DATA PROVIDED:
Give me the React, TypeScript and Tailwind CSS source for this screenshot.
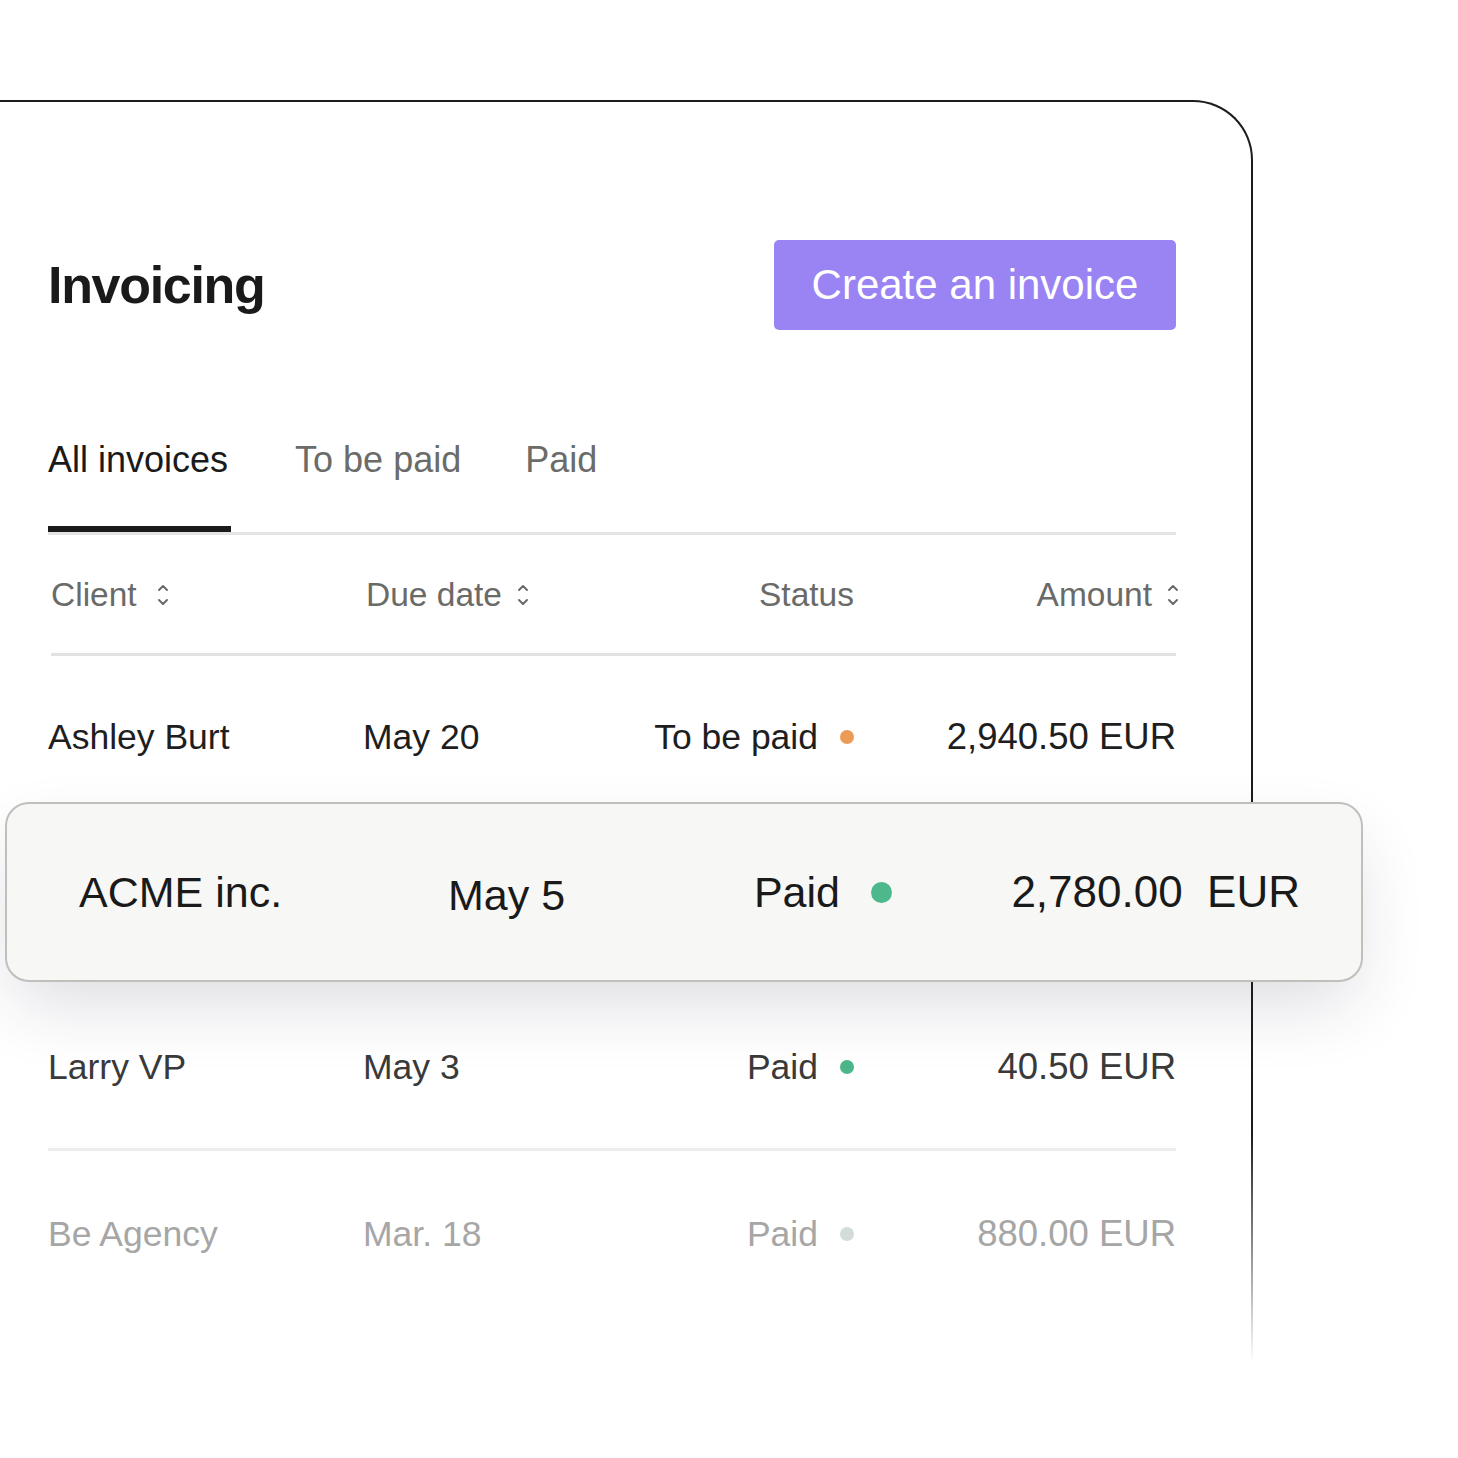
import React from "react";

const font = { fontFamily: '"Liberation Sans", Arial, sans-serif' };

function SortIcon({ className = "" }: { className?: string }) {
  return (
    <svg width="12" height="28" viewBox="0 0 12 28" className={className} fill="none">
      <path d="M2 9 L6 5 L10 9" stroke="#6a6a68" strokeWidth="2" strokeLinecap="round" strokeLinejoin="round" />
      <path d="M2 19 L6 23 L10 19" stroke="#6a6a68" strokeWidth="2" strokeLinecap="round" strokeLinejoin="round" />
    </svg>
  );
}

type Row = {
  client: string;
  date: string;
  status: string;
  dot: string;
  amount: string;
  text: string;
};

function NormalRow({ r, last }: { r: Row; last?: boolean }) {
  return (
    <div
      className={`flex h-[165px] items-center text-[35.5px] leading-[40px] ${r.text} ${
        last ? "" : "border-b-[3px] border-[#ededeb]"
      }`}
    >
      <div className="w-[315px]">{r.client}</div>
      <div className="w-[240px]">{r.date}</div>
      <div className="flex w-[251px] items-center justify-end gap-[22px]">
        <span>{r.status}</span>
        <span className={`h-[14px] w-[14px] rounded-full ${r.dot}`} />
      </div>
      <div className="flex-1 text-right text-[36.5px]">{r.amount}</div>
    </div>
  );
}

export default function App() {
  return (
    <div className="relative h-[1458px] w-[1458px] overflow-hidden bg-white" style={font}>
      <div className="relative mt-[100px] w-[1253px] rounded-tr-[60px] border-t-2 border-r-2 border-[#1c1c1c] pl-[48px] pr-[75px] pt-[138px] pb-[47px]">
        {/* header */}
        <div className="flex h-[90px] items-center justify-between">
          <h1 className="text-[52px] font-bold leading-none tracking-[-0.025em] text-[#1a1a1a]">Invoicing</h1>
          <button className="flex h-[90px] w-[402px] items-center justify-center rounded-[5px] bg-[#9a83f3] text-[42px] leading-none text-white">
            Create an invoice
          </button>
        </div>

        {/* tabs */}
        <div className="mt-[108px] flex gap-[64px] border-b-[3px] border-[#e4e4e2] text-[36px] leading-[44px]">
          <div className="relative pb-[50px] pr-[3px] text-[#1a1a1a]">
            All invoices
            <span className="absolute bottom-0 left-0 right-0 h-[6px] bg-[#1a1a1a]" />
          </div>
          <div className="pb-[50px] text-[#6b6b69]">To be paid</div>
          <div className="pb-[50px] text-[#6b6b69]">Paid</div>
        </div>

        {/* column headers */}
        <div className="ml-[3px] flex items-center border-b-[3px] border-[#e2e2e0] pt-[40px] pb-[38px] text-[33.5px] leading-[40px] text-[#6a6a68]">
          <div className="flex w-[315px] items-center gap-[20px]">
            <span>Client</span>
            <SortIcon />
          </div>
          <div className="flex w-[240px] items-center gap-[15px]">
            <span>Due date</span>
            <SortIcon />
          </div>
          <div className="w-[248px] text-right">Status</div>
          <div className="flex flex-1 items-center justify-end gap-[15px]">
            <span>Amount</span>
            <SortIcon className="-mr-[3px]" />
          </div>
        </div>

        {/* rows */}
        <NormalRow
          r={{
            client: "Ashley Burt",
            date: "May 20",
            status: "To be paid",
            dot: "bg-[#eb9b55]",
            amount: "2,940.50 EUR",
            text: "text-[#1e1e1e]",
          }}
        />
        <div className="relative h-[165px]">
          <div className="absolute left-[-43px] top-[-19px] z-10 flex h-[180px] w-[1358px] items-center rounded-[24px] border-2 border-[#bfbfbc] bg-[#f7f7f5] pl-[72px] pr-[61px] text-[43px] leading-[48px] text-[#1a1a1a] shadow-[0_30px_70px_-10px_rgba(40,40,70,0.16)]">
            <div className="w-[369px]">ACME inc.</div>
            <div className="w-[190px] pt-[6px]">May 5</div>
            <div className="flex w-[254px] items-center justify-end gap-[31px]">
              <span>Paid</span>
              <span className="h-[21px] w-[21px] rounded-full bg-[#4db88b]" />
            </div>
            <div className="flex-1 whitespace-pre text-right text-[44px]">{"2,780.00  EUR"}</div>
          </div>
        </div>
        <NormalRow
          r={{
            client: "Larry VP",
            date: "May 3",
            status: "Paid",
            dot: "bg-[#4cb58a]",
            amount: "40.50 EUR",
            text: "text-[#3a3a3a]",
          }}
        />
        <NormalRow
          last
          r={{
            client: "Be Agency",
            date: "Mar. 18",
            status: "Paid",
            dot: "bg-[#d3dcd7]",
            amount: "880.00 EUR",
            text: "text-[#a6a6a6]",
          }}
        />

        {/* fade of the right border */}
        <div className="absolute bottom-0 right-[-6px] h-[230px] w-[12px] bg-gradient-to-b from-white/0 to-white" />
      </div>
    </div>
  );
}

WRITTEN EXERCISE: Make an exact copy of all the material, but keep the pictures out of it.

WRITTEN SOLUTION:
Give me the React, TypeScript and Tailwind CSS source for this screenshot.
import React from "react";

const font = { fontFamily: '"Liberation Sans", Arial, sans-serif' };

function SortIcon({ className = "" }: { className?: string }) {
  return (
    <svg width="12" height="28" viewBox="0 0 12 28" className={className} fill="none">
      <path d="M2 9 L6 5 L10 9" stroke="#6a6a68" strokeWidth="2" strokeLinecap="round" strokeLinejoin="round" />
      <path d="M2 19 L6 23 L10 19" stroke="#6a6a68" strokeWidth="2" strokeLinecap="round" strokeLinejoin="round" />
    </svg>
  );
}

type Row = {
  client: string;
  date: string;
  status: string;
  dot: string;
  amount: string;
  text: string;
};

function NormalRow({ r, last }: { r: Row; last?: boolean }) {
  return (
    <div
      className={`flex h-[165px] items-center text-[35.5px] leading-[40px] ${r.text} ${
        last ? "" : "border-b-[3px] border-[#ededeb]"
      }`}
    >
      <div className="w-[315px]">{r.client}</div>
      <div className="w-[240px]">{r.date}</div>
      <div className="flex w-[251px] items-center justify-end gap-[22px]">
        <span>{r.status}</span>
        <span className={`h-[14px] w-[14px] rounded-full ${r.dot}`} />
      </div>
      <div className="flex-1 text-right text-[36.5px]">{r.amount}</div>
    </div>
  );
}

export default function App() {
  return (
    <div className="relative h-[1458px] w-[1458px] overflow-hidden bg-white" style={font}>
      <div className="relative mt-[100px] w-[1253px] rounded-tr-[60px] border-t-2 border-r-2 border-[#1c1c1c] pl-[48px] pr-[75px] pt-[138px] pb-[47px]">
        {/* header */}
        <div className="flex h-[90px] items-center justify-between">
          <h1 className="text-[52px] font-bold leading-none tracking-[-0.025em] text-[#1a1a1a]">Invoicing</h1>
          <button className="flex h-[90px] w-[402px] items-center justify-center rounded-[5px] bg-[#9a83f3] text-[42px] leading-none text-white">
            Create an invoice
          </button>
        </div>

        {/* tabs */}
        <div className="mt-[108px] flex gap-[64px] border-b-[3px] border-[#e4e4e2] text-[36px] leading-[44px]">
          <div className="relative pb-[50px] pr-[3px] text-[#1a1a1a]">
            All invoices
            <span className="absolute bottom-0 left-0 right-0 h-[6px] bg-[#1a1a1a]" />
          </div>
          <div className="pb-[50px] text-[#6b6b69]">To be paid</div>
          <div className="pb-[50px] text-[#6b6b69]">Paid</div>
        </div>

        {/* column headers */}
        <div className="ml-[3px] flex items-center border-b-[3px] border-[#e2e2e0] pt-[40px] pb-[38px] text-[33.5px] leading-[40px] text-[#6a6a68]">
          <div className="flex w-[315px] items-center gap-[20px]">
            <span>Client</span>
            <SortIcon />
          </div>
          <div className="flex w-[240px] items-center gap-[15px]">
            <span>Due date</span>
            <SortIcon />
          </div>
          <div className="w-[248px] text-right">Status</div>
          <div className="flex flex-1 items-center justify-end gap-[15px]">
            <span>Amount</span>
            <SortIcon className="-mr-[3px]" />
          </div>
        </div>

        {/* rows */}
        <NormalRow
          r={{
            client: "Ashley Burt",
            date: "May 20",
            status: "To be paid",
            dot: "bg-[#eb9b55]",
            amount: "2,940.50 EUR",
            text: "text-[#1e1e1e]",
          }}
        />
        <div className="relative h-[165px]">
          <div className="absolute left-[-43px] top-[-19px] z-10 flex h-[180px] w-[1358px] items-center rounded-[24px] border-2 border-[#bfbfbc] bg-[#f7f7f5] pl-[72px] pr-[61px] text-[43px] leading-[48px] text-[#1a1a1a] shadow-[0_30px_70px_-10px_rgba(40,40,70,0.16)]">
            <div className="w-[369px]">ACME inc.</div>
            <div className="w-[190px] pt-[6px]">May 5</div>
            <div className="flex w-[254px] items-center justify-end gap-[31px]">
              <span>Paid</span>
              <span className="h-[21px] w-[21px] rounded-full bg-[#4db88b]" />
            </div>
            <div className="flex-1 whitespace-pre text-right text-[44px]">{"2,780.00  EUR"}</div>
          </div>
        </div>
        <NormalRow
          r={{
            client: "Larry VP",
            date: "May 3",
            status: "Paid",
            dot: "bg-[#4cb58a]",
            amount: "40.50 EUR",
            text: "text-[#3a3a3a]",
          }}
        />
        <NormalRow
          last
          r={{
            client: "Be Agency",
            date: "Mar. 18",
            status: "Paid",
            dot: "bg-[#d3dcd7]",
            amount: "880.00 EUR",
            text: "text-[#a6a6a6]",
          }}
        />

        {/* fade of the right border */}
        <div className="absolute bottom-0 right-[-6px] h-[230px] w-[12px] bg-gradient-to-b from-white/0 to-white" />
      </div>
    </div>
  );
}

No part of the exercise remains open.